_Exercise directions_
Using the listing below, output only the lines from the one that contains "Write the React, TypeScript" through the one that contains "FaHouse, FaPeopleGroup, FaUser", inclusive, exactly as given and without images.

_Dataset entries_

• • • •

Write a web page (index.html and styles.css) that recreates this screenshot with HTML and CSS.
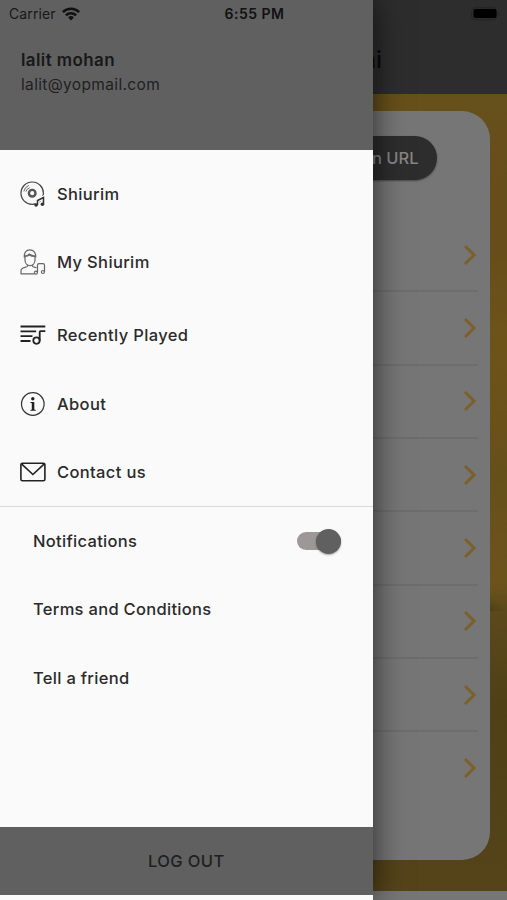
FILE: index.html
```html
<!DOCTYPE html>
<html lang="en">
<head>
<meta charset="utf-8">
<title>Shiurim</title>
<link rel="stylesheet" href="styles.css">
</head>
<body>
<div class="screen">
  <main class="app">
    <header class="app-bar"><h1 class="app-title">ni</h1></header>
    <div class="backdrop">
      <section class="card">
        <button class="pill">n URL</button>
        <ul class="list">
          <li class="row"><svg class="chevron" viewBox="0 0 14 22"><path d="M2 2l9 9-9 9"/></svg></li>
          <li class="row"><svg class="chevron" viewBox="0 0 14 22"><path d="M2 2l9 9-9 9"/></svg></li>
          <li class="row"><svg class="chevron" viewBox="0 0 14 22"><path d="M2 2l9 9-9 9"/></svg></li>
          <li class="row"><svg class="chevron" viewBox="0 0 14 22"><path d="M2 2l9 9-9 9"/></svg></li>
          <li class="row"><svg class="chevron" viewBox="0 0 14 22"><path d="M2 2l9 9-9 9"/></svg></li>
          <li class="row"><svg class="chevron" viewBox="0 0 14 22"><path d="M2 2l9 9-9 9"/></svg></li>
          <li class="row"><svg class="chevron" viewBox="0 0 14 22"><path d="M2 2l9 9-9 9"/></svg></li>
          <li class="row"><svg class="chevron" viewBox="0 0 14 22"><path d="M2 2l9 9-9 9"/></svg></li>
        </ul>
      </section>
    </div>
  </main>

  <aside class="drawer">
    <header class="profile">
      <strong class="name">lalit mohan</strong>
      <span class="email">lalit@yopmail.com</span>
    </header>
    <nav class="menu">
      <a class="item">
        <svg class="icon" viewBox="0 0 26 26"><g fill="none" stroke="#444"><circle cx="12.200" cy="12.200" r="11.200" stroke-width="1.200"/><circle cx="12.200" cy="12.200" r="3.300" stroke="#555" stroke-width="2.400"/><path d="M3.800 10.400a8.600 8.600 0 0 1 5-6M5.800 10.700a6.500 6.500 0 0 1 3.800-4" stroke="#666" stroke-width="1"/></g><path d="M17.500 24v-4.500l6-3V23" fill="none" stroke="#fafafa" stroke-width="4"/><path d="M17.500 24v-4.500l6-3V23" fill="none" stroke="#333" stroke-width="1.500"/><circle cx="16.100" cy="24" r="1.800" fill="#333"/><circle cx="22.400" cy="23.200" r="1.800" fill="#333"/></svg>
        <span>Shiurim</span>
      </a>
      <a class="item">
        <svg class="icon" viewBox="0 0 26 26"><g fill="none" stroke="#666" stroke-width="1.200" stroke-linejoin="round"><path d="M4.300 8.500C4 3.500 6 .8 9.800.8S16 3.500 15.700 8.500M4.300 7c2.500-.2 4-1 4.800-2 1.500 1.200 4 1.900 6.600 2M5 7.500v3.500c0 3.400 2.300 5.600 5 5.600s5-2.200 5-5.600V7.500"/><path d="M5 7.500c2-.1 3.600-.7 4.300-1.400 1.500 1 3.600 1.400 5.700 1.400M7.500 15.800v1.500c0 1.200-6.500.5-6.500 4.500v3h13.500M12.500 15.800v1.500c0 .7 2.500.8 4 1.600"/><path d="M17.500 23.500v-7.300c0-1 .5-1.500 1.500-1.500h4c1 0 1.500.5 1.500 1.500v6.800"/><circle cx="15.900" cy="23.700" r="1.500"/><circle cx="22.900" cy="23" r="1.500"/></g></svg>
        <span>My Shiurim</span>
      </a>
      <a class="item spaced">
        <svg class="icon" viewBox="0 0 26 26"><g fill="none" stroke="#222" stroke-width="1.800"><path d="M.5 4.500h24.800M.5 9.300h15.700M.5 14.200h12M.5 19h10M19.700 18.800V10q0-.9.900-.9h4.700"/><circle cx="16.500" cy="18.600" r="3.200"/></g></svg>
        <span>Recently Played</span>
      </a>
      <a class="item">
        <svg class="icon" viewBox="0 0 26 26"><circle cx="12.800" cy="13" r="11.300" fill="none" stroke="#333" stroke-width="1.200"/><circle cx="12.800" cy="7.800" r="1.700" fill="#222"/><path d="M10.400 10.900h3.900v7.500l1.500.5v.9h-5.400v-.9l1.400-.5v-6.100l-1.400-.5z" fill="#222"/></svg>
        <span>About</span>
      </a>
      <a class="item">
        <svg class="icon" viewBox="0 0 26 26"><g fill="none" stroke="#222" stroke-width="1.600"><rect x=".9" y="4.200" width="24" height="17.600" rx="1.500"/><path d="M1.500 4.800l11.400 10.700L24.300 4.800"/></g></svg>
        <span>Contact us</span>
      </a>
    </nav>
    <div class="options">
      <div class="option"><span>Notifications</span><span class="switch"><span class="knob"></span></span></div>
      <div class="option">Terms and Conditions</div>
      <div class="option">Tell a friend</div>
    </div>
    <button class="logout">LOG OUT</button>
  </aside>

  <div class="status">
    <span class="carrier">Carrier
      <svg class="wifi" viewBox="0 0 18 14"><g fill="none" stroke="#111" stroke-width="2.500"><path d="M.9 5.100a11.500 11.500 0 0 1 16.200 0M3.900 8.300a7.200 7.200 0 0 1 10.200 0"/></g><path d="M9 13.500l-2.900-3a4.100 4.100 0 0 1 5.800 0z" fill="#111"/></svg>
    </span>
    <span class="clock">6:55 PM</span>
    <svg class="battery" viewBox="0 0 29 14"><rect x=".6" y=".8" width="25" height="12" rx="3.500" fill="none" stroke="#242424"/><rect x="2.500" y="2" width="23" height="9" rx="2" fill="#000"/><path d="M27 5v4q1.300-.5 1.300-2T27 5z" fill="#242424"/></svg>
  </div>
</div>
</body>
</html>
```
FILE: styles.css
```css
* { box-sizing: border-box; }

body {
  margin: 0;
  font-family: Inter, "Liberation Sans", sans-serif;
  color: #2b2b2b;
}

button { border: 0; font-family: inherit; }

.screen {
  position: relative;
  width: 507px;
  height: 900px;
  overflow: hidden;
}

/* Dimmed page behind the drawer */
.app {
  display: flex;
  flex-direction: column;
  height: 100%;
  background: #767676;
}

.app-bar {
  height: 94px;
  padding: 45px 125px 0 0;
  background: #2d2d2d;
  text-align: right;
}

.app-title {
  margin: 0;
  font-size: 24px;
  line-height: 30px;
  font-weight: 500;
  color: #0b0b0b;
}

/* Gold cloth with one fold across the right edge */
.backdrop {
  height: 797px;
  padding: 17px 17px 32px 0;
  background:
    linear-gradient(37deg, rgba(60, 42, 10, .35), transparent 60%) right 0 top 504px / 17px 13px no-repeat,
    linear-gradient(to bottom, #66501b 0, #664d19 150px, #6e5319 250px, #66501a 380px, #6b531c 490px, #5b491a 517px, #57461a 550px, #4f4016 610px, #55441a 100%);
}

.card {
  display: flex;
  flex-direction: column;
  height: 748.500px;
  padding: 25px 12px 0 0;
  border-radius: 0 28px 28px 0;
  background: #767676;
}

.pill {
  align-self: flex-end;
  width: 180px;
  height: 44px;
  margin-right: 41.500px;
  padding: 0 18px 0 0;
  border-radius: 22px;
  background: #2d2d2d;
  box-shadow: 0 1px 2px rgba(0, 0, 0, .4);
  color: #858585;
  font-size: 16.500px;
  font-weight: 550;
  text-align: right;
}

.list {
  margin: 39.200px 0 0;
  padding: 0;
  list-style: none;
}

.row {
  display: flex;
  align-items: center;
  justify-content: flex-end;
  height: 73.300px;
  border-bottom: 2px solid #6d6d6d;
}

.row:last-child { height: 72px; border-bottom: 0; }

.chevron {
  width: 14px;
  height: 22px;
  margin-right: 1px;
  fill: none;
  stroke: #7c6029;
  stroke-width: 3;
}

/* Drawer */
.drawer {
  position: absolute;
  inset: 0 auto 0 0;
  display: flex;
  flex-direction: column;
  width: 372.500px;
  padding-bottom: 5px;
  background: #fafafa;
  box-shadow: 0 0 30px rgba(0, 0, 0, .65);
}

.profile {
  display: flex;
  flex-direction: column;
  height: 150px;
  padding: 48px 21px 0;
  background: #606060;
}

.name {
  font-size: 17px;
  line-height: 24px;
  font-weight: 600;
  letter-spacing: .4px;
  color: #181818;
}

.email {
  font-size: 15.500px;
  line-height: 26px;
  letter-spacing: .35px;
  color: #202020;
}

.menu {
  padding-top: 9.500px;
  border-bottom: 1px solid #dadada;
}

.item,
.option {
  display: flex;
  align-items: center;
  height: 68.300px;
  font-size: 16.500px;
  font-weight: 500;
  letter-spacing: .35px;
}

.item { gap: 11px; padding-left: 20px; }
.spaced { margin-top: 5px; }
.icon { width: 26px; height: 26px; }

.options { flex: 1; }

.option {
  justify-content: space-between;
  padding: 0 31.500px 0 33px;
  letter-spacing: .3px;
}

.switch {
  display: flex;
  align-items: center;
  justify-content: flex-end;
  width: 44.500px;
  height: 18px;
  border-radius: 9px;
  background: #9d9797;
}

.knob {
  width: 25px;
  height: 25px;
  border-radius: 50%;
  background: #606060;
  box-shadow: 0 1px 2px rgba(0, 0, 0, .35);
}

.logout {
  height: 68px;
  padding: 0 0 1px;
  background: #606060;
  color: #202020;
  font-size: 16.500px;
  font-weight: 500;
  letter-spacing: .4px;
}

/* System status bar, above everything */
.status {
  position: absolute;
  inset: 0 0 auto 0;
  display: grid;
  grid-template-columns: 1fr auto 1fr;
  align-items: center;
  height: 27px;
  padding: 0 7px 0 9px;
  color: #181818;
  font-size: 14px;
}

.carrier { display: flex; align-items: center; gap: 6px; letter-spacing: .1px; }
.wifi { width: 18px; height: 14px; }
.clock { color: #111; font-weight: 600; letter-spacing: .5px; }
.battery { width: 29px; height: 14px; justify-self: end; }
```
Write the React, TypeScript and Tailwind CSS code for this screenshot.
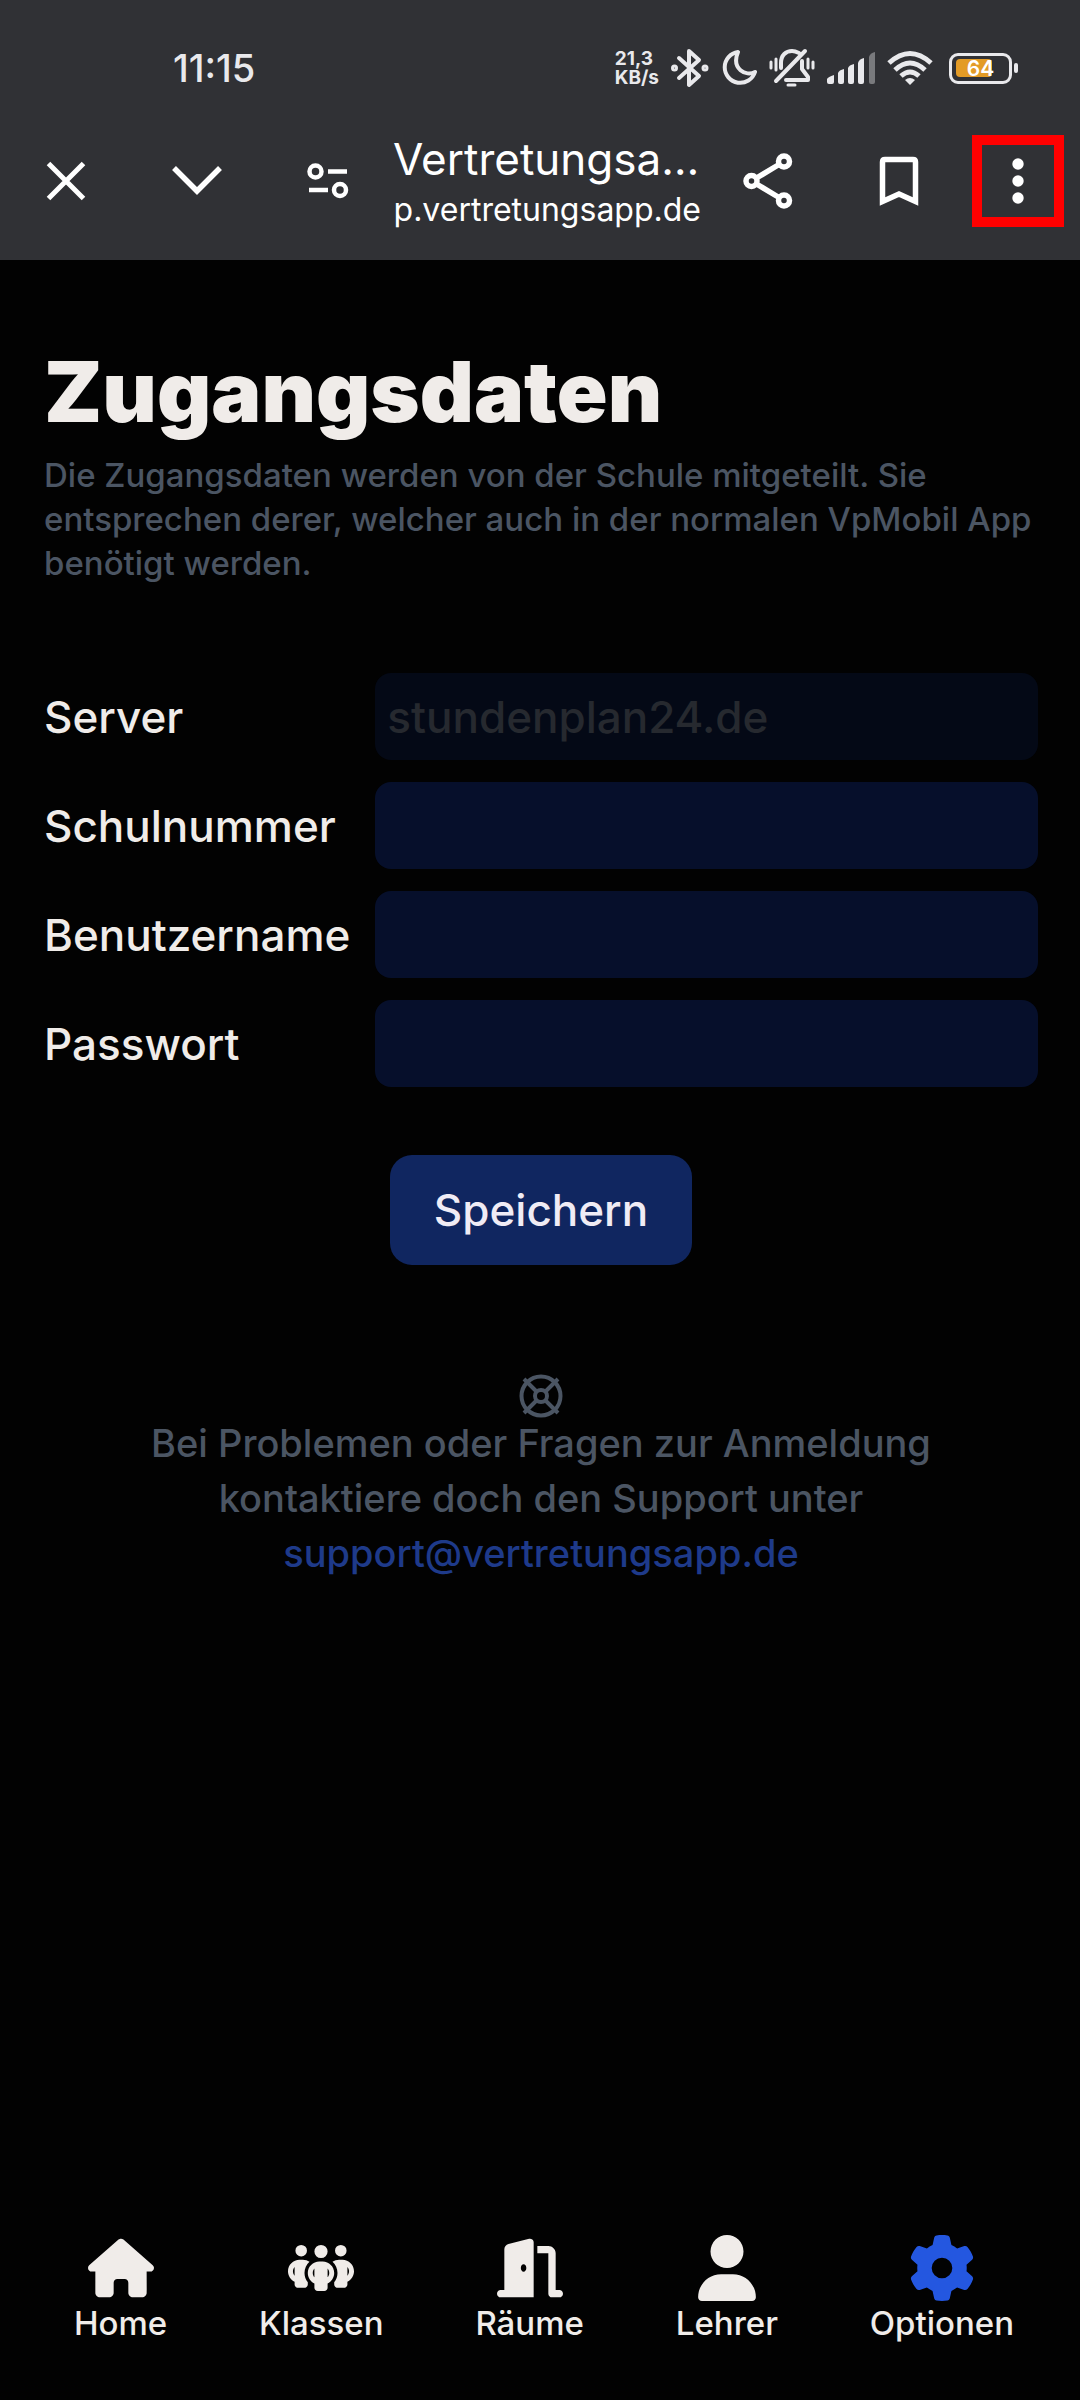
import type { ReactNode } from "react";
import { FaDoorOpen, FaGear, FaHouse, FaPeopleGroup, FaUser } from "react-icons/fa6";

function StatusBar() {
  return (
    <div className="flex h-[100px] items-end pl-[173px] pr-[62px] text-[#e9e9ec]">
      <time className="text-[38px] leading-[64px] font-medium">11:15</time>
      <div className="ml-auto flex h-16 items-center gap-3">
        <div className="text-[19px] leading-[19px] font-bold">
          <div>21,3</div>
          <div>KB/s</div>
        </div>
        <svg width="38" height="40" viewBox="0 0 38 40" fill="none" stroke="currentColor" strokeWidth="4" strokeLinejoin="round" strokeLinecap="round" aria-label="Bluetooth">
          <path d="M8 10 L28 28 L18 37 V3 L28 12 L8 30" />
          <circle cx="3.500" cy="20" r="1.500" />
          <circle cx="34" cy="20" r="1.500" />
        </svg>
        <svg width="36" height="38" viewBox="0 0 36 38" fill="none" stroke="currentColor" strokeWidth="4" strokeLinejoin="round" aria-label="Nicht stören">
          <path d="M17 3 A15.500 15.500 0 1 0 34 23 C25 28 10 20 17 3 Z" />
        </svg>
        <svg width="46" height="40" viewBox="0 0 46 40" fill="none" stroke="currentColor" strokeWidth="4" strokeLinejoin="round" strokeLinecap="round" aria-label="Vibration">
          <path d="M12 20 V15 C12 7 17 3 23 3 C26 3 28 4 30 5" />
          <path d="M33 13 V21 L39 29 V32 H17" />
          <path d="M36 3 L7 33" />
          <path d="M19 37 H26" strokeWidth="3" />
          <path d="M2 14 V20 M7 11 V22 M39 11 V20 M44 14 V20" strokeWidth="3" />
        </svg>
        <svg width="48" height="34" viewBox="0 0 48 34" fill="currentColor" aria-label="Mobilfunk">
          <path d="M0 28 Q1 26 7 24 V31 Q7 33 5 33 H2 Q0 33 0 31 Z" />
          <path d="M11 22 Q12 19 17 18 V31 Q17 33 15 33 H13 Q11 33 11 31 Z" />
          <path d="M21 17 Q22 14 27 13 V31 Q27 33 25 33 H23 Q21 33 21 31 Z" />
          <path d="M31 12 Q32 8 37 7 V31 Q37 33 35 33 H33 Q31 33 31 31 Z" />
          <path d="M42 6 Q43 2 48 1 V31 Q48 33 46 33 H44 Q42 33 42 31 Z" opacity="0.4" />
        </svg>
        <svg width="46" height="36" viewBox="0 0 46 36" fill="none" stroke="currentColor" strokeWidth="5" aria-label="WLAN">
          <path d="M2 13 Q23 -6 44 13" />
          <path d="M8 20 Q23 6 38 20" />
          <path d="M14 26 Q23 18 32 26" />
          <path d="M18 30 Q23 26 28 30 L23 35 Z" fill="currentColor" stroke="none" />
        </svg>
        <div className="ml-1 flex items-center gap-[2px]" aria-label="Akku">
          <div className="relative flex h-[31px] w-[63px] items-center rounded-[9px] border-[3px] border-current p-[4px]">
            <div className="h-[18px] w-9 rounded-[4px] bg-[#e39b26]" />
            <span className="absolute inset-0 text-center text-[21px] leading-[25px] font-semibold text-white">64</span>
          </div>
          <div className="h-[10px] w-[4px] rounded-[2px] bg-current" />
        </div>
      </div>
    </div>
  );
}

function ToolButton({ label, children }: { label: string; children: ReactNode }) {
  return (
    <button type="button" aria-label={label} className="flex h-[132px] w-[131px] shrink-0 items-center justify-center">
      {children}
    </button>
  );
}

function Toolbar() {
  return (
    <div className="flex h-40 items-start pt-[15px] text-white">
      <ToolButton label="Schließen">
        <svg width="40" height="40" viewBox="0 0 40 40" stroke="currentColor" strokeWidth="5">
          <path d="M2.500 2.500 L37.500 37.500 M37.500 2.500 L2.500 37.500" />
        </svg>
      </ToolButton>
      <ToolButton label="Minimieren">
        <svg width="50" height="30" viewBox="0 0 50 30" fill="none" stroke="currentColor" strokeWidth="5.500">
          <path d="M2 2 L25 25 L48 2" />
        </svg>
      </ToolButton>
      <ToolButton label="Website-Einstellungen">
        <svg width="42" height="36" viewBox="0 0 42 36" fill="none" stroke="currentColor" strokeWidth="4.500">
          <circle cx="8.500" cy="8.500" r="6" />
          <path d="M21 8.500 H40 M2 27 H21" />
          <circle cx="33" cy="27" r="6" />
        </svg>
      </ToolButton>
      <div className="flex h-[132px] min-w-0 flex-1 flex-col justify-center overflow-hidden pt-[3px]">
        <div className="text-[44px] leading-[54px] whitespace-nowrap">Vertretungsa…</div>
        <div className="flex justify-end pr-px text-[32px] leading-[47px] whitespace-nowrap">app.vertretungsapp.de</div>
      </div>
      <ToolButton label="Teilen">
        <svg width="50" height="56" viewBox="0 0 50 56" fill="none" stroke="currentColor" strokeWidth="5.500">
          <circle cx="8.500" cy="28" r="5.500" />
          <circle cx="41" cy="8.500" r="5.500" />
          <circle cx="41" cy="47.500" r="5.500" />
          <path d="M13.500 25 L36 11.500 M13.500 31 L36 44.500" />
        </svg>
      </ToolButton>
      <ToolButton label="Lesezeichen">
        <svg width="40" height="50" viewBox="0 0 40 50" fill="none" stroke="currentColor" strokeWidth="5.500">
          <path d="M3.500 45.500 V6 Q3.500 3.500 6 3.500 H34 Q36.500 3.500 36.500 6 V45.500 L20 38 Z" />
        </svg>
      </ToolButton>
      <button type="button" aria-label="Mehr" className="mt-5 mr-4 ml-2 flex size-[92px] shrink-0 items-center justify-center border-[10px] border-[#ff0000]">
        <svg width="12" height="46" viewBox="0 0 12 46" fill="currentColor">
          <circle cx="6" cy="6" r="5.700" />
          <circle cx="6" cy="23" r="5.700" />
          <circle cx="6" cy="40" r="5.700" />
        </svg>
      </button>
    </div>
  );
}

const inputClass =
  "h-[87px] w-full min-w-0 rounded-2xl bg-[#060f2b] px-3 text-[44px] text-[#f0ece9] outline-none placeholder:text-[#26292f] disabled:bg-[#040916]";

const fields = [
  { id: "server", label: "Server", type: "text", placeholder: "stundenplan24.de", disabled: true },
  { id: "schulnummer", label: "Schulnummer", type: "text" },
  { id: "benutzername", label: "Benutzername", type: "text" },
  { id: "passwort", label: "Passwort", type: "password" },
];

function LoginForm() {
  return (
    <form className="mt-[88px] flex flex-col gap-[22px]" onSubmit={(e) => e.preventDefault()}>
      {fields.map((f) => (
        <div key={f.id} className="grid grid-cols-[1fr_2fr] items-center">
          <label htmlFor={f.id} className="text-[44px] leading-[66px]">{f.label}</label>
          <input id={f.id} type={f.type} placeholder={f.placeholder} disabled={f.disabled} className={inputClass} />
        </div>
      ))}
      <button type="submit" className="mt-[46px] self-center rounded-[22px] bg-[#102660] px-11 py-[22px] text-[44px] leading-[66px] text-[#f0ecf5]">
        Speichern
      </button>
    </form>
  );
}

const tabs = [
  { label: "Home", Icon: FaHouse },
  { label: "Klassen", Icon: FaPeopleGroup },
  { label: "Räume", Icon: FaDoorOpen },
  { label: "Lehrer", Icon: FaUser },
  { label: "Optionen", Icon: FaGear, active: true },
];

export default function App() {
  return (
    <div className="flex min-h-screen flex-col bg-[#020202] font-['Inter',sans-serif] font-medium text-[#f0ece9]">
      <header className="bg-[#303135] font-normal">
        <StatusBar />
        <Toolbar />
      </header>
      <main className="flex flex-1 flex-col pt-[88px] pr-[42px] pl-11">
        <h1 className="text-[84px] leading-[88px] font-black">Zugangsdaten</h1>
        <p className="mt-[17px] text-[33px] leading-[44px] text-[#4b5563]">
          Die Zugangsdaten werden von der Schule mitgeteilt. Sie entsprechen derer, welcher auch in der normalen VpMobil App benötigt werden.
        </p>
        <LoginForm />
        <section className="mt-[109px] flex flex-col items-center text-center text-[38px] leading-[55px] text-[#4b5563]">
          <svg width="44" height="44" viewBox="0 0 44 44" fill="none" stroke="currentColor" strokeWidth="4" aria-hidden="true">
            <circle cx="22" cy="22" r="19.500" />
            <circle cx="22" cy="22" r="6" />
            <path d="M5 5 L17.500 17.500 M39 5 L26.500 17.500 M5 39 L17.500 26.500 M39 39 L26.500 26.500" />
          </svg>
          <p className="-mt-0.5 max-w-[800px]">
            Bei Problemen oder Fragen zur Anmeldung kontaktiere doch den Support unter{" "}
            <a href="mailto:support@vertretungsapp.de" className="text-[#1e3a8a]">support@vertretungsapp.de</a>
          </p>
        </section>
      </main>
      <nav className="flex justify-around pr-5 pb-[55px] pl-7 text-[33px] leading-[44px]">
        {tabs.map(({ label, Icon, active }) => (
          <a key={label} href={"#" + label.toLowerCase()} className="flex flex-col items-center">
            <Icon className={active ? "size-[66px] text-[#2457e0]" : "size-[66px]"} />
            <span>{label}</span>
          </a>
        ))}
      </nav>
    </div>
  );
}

• • • •

_Full output_
Write the React, TypeScript and Tailwind CSS code for this screenshot.
import type { ReactNode } from "react";
import { FaDoorOpen, FaGear, FaHouse, FaPeopleGroup, FaUser } from "react-icons/fa6";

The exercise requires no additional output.